24/7 human in-app support — not bots — is a real retention lever in subscription apps
In-app support staffed by real humans, not bots, is a major growth and retention lever in consumer subscription apps. Users notice and value the difference, which compounds into long-term loyalty and word-of-mouth referrals.
“We translated the app to Spanish, we started running ads on South America, and we were spending less than 50 bucks a day on ads. And that's what worked for us from the start up until this day.”
Translate to Spanish and run cheap South America ads — $50/day buys real volume
Translating the app and running ads in South America let the team scale on under $50/day in CPMs. Skipping the expensive US auction at the start and using a native-language advantage is how the paid engine was built — geo-arbitrage on Meta and TikTok still works.
“Our expense number one is Meta and TikTok, then maybe a little bit of Google, maybe a little bit of Apple search. I'd say a third is somehow accurate — a third of our revenue, that is.”

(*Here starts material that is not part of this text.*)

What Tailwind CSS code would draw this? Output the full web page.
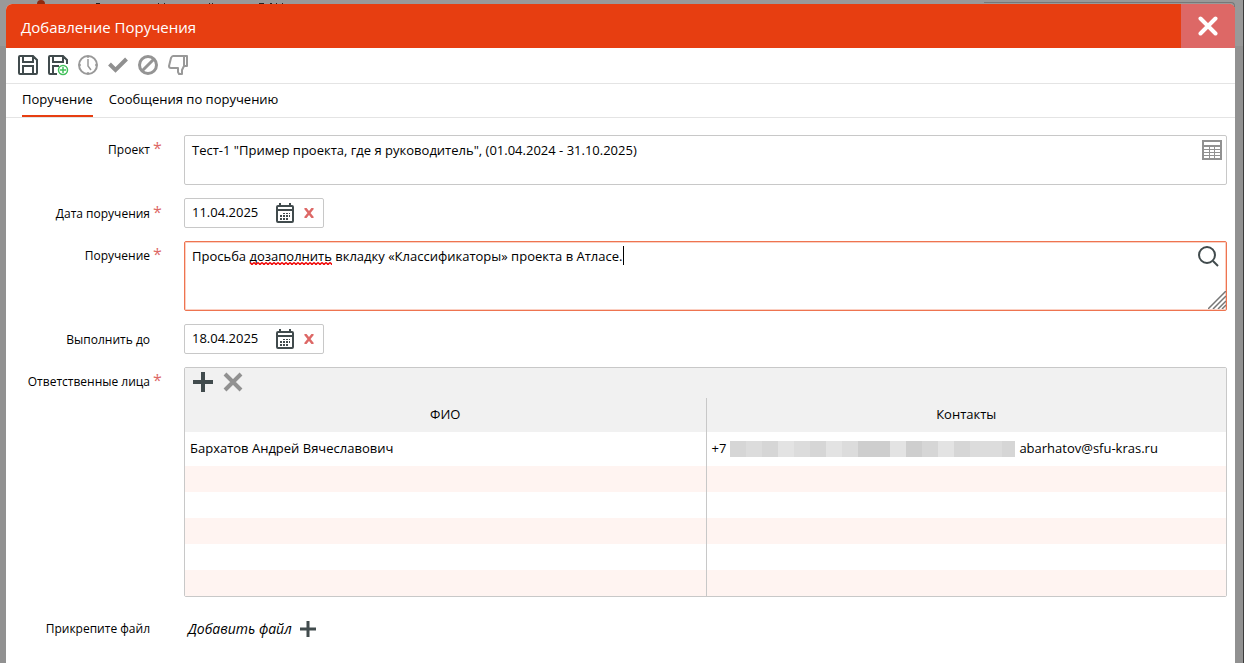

Paid ads cost roughly one third of revenue — track CAC as a share, not a number
Paid acquisition runs at roughly one third of revenue, with Apple's 15% cut and a small infrastructure plus AI bill on top. A bootstrapped consumer app can stay highly profitable when CAC is tracked as a fixed share of top-line rather than an absolute number.
“In our case, it was our previous startup — we probably dragged that for an extra year. We should have probably called it days like way earlier.”
Knowing when to kill the previous bet is as important as persistence
Persistence is the default advice, but dragging a dying startup for an extra year is a common and expensive mistake. The discipline to call time on a non-working product is as important as the discipline to keep going on one that does.